** DATA SEGMENT **
● ● ●
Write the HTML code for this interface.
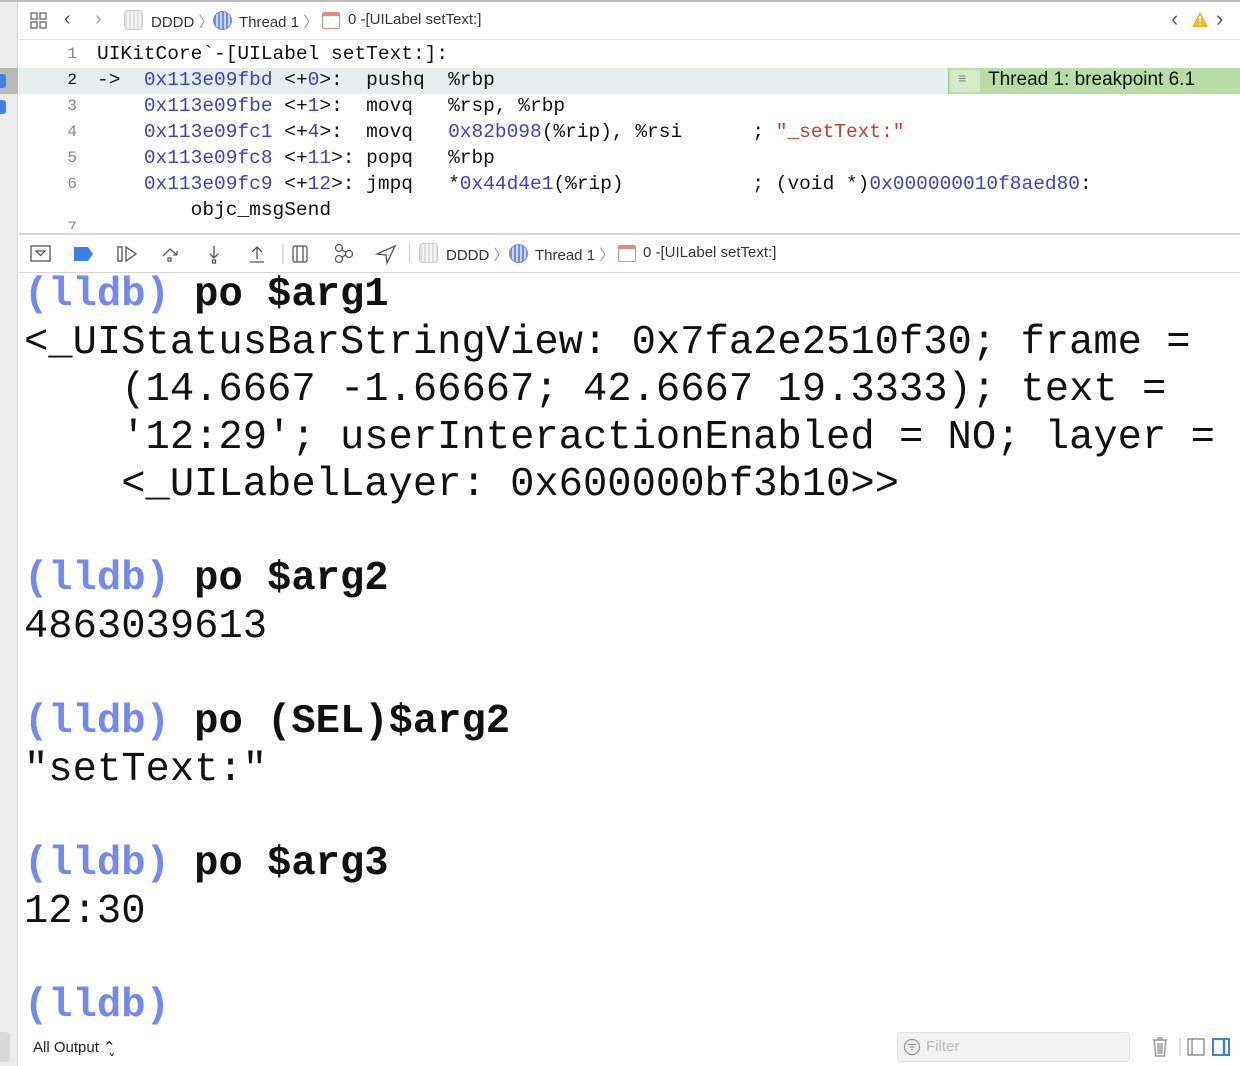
<!DOCTYPE html>
<html><head><meta charset="utf-8"><style>
*{margin:0;padding:0;box-sizing:border-box}
body{width:1240px;height:1066px;overflow:hidden;background:#fff;position:relative;font-family:"Liberation Sans",sans-serif}
.abs{position:absolute;white-space:pre}
.mono{font-family:"Liberation Mono",monospace}
.code{font-size:19.5px;line-height:26px;color:#111}
.ln{font-size:16px;color:#888;text-align:right;width:20px}
.b{color:#3c3fd0}
.r{color:#c4402c}
.con{font-size:40.5px;line-height:47.5px;color:#111}
.ll{color:#7388f0;font-weight:bold}
.cmd{font-weight:bold}
.sans{font-size:15px;color:#333}
svg{position:absolute}
</style></head><body>
<div class="abs" style="left:0;top:0;width:18px;height:1066px;background:#ececec;border-right:1px solid #d8d8d8"></div>
<div class="abs" style="left:0;top:0;width:1240px;height:2px;background:#bbb"></div>
<!-- top bar -->
<div class="abs" style="left:19px;top:39px;width:1221px;height:1px;background:#e2e2e2"></div>
<svg style="left:30px;top:12px" width="18" height="18" viewBox="0 0 18 18" fill="none" stroke="#666" stroke-width="1.3"><rect x="1" y="1" width="6" height="6"/><rect x="10" y="1" width="6" height="6"/><rect x="1" y="10" width="6" height="6"/><rect x="10" y="10" width="6" height="6"/></svg>
<div class="abs sans" style="left:64px;top:8px;font-size:20px;color:#555">&lsaquo;</div>
<div class="abs sans" style="left:95px;top:8px;font-size:20px;color:#aaa">&rsaquo;</div>
<div class="abs" style="left:124px;top:10px;width:19px;height:20px;border:1px solid #ccc;border-radius:4px;background:repeating-linear-gradient(90deg,#ddd 0 2px,#f4f4f4 2px 4px)"></div>
<div class="abs sans" style="left:151px;top:11px">DDDD <span style="color:#999">〉</span></div>
<div class="abs" style="left:213px;top:11px;width:19px;height:19px;border-radius:50%;background:repeating-linear-gradient(90deg,#6f8fd8 0 2px,#c9d6f2 2px 4px);border:1px solid #6f8fd8"></div>
<div class="abs sans" style="left:239px;top:11px">Thread 1 <span style="color:#999">〉</span></div>
<div class="abs" style="left:322px;top:12px;width:18px;height:17px;border:1.5px solid #e08a80;border-top-width:4px;border-radius:2px"></div>
<div class="abs sans" style="left:348px;top:11px">0 -[UILabel setText:]</div>
<div class="abs sans" style="left:1171px;top:6px;font-size:22px;color:#555">&lsaquo;</div>
<svg style="left:1191px;top:11px" width="18" height="17" viewBox="0 0 18 17"><path d="M9 1 L17 16 L1 16 Z" fill="#f2b526"/><rect x="8.2" y="5" width="1.6" height="6" fill="#fff"/><rect x="8.2" y="12.5" width="1.6" height="1.6" fill="#fff"/></svg>
<div class="abs sans" style="left:1216px;top:6px;font-size:22px;color:#555">&rsaquo;</div>
<!-- code -->
<div class="abs" style="left:19px;top:68px;width:1221px;height:26px;background:#e5edee"></div>
<div class="abs" style="left:0;top:68px;width:18px;height:26px;background:#b8b8b8"></div>
<div class="abs" style="left:0;top:74px;width:6px;height:14px;background:#3f80e8;border-radius:0 3px 3px 0"></div>
<div class="abs" style="left:0;top:100px;width:6px;height:14px;background:#3f80e8;border-radius:0 3px 3px 0"></div>
<div class="abs" style="left:948px;top:68px;width:292px;height:26px;background:#b7dca4;border-left:1px solid #9fcb8a"></div>
<div class="abs" style="left:950px;top:70px;width:30px;height:22px;background:#d3ebc8;border-radius:2px"></div>
<div class="abs sans" style="left:958px;top:70px;font-size:14px;color:#888">≡</div>
<div class="abs sans" style="left:988px;top:69px;font-size:19px;color:#111">Thread 1: breakpoint 6.1</div>

<div class="abs mono ln" style="left:57px;top:45px">1</div>
<div class="abs mono ln" style="left:57px;top:71px;color:#111">2</div>
<div class="abs mono ln" style="left:57px;top:97px">3</div>
<div class="abs mono ln" style="left:57px;top:123px">4</div>
<div class="abs mono ln" style="left:57px;top:149px">5</div>
<div class="abs mono ln" style="left:57px;top:175px">6</div>
<div class="abs mono ln" style="left:57px;top:219px;height:10px;overflow:hidden">7</div>
<div class="abs mono code" style="left:97px;top:41px">UIKitCore`-[UILabel setText:]:
-&gt;  <span class="b">0x113e09fbd</span> &lt;+<span class="b">0</span>&gt;:  pushq  %rbp
    <span class="b">0x113e09fbe</span> &lt;+<span class="b">1</span>&gt;:  movq   %rsp, %rbp
    <span class="b">0x113e09fc1</span> &lt;+<span class="b">4</span>&gt;:  movq   <span class="b">0x82b098</span>(%rip), %rsi      ; <span class="r">"_setText:"</span>
    <span class="b">0x113e09fc8</span> &lt;+<span class="b">11</span>&gt;: popq   %rbp
    <span class="b">0x113e09fc9</span> &lt;+<span class="b">12</span>&gt;: jmpq   *<span class="b">0x44d4e1</span>(%rip)           ; (void *)<span class="b">0x000000010f8aed80</span>:
        objc_msgSend</div>
<!-- debug bar -->
<div class="abs" style="left:19px;top:233px;width:1221px;height:2px;background:#d6d6d6"></div>
<div class="abs" style="left:19px;top:272px;width:1221px;height:1px;background:#d6d6d6"></div>
<svg style="left:30px;top:244px" width="200" height="20" viewBox="0 0 200 20" fill="none" stroke="#555" stroke-width="1.3">
<rect x="1" y="2" width="19" height="15"/><path d="M6 7 L10.5 11.5 L15 7 Z"/>
<path d="M44 3 H58 L63 10 L58 17 H44 Z" fill="#3f80e8" stroke="none"/>
<rect x="88" y="3" width="4" height="14"/><path d="M96 3 L106 10 L96 17 Z"/>
<path d="M133 12 L140 5 L147 11 M147 11 V7 M147 11 H143"/><rect x="138" y="14" width="3" height="3"/>
<path d="M184 2 V14 M180 10 L184 14 L188 10"/><rect x="182.5" y="16" width="3" height="3"/>
</svg>
<svg style="left:245px;top:243px" width="160" height="22" viewBox="0 0 160 22" fill="none" stroke="#555" stroke-width="1.3">
<path d="M12 16 V4 M7 9 L12 4 L17 9 M5 19 H19"/>
<line x1="38" y1="1" x2="38" y2="21" stroke="#ccc"/>
<rect x="48" y="3" width="14" height="16" rx="2"/><path d="M52 3 V19 M58 3 V19"/>
<circle cx="94" cy="5" r="3.5"/><circle cx="94" cy="16" r="3.5"/><circle cx="104" cy="11" r="3.5"/><path d="M97 7 L101 9 M97 14 L101 12"/>
<path d="M150 3 L132 11 L141 12 L142 20 Z"/>
</svg>
<div class="abs" style="left:409px;top:243px;width:1px;height:20px;background:#ccc"></div>
<div class="abs" style="left:419px;top:243px;width:19px;height:20px;border:1px solid #ccc;border-radius:4px;background:repeating-linear-gradient(90deg,#ddd 0 2px,#f4f4f4 2px 4px)"></div>
<div class="abs sans" style="left:446px;top:244px">DDDD <span style="color:#999">〉</span></div>
<div class="abs" style="left:509px;top:244px;width:19px;height:19px;border-radius:50%;background:repeating-linear-gradient(90deg,#6f8fd8 0 2px,#c9d6f2 2px 4px);border:1px solid #6f8fd8"></div>
<div class="abs sans" style="left:535px;top:244px">Thread 1 <span style="color:#999">〉</span></div>
<div class="abs" style="left:618px;top:245px;width:18px;height:17px;border:1.5px solid #e08a80;border-top-width:4px;border-radius:2px"></div>
<div class="abs sans" style="left:643px;top:244px">0 -[UILabel setText:]</div>
<!-- console -->
<div class="abs mono con" style="left:24px;top:272px"><span class="ll">(lldb)</span> <span class="cmd">po $arg1</span>
&lt;_UIStatusBarStringView: 0x7fa2e2510f30; frame =
    (14.6667 -1.66667; 42.6667 19.3333); text =
    '12:29'; userInteractionEnabled = NO; layer =
    &lt;_UILabelLayer: 0x600000bf3b10&gt;&gt;</div>
<div class="abs mono con" style="left:24px;top:556px"><span class="ll">(lldb)</span> <span class="cmd">po $arg2</span>
4863039613</div>
<div class="abs mono con" style="left:24px;top:699px"><span class="ll">(lldb)</span> <span class="cmd">po (SEL)$arg2</span>
"setText:"</div>
<div class="abs mono con" style="left:24px;top:841px"><span class="ll">(lldb)</span> <span class="cmd">po $arg3</span>
12:30</div>
<div class="abs mono con" style="left:24px;top:983px"><span class="ll">(lldb)</span></div>
<!-- bottom -->
<div class="abs" style="left:0;top:1032px;width:10px;height:30px;background:#d8d8d8;border-radius:0 4px 4px 0"></div>
<div class="abs sans" style="left:33px;top:1038px;font-size:15px;color:#222">All Output ⌃̬</div>
<div class="abs" style="left:897px;top:1032px;width:233px;height:30px;background:#f1f1f1;border:1px solid #e0e0e0;border-radius:4px"></div>
<svg style="left:903px;top:1038px" width="18" height="18" viewBox="0 0 18 18" fill="none" stroke="#999" stroke-width="1.2"><circle cx="9" cy="9" r="7.5"/><path d="M5 6.5 H13 M6.5 9 H11.5 M8 11.5 H10"/></svg>
<div class="abs sans" style="left:926px;top:1038px;color:#bbb">Filter</div>
<svg style="left:1150px;top:1036px" width="80" height="22" viewBox="0 0 80 22" fill="none" stroke="#888" stroke-width="1.2"><path d="M3 4 H17 M8 4 V2 H12 V4 M4.5 4 L5.5 20 H14.5 L15.5 4 M8 7 V18 M10 7 V18 M12 7 V18"/><line x1="30" y1="2" x2="30" y2="20" stroke="#ccc"/><rect x="38" y="3" width="16" height="16" stroke="#777"/><path d="M42 3 V19" stroke="#777"/><rect x="63" y="3" width="16" height="16" stroke="#3f80e8" stroke-width="2"/><path d="M74 3 V19" stroke="#3f80e8" stroke-width="2.5"/></svg>
</body></html>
● ● ●
** EXERCISE OBJECTIVE **
Copy each line of the listing in which the word "code" can be found.

** TASK RESPONSE **
Write the HTML code for this interface.
.code{font-size:19.5px;line-height:26px;color:#111}
<!-- code -->
<div class="abs mono code" style="left:97px;top:41px">UIKitCore`-[UILabel setText:]:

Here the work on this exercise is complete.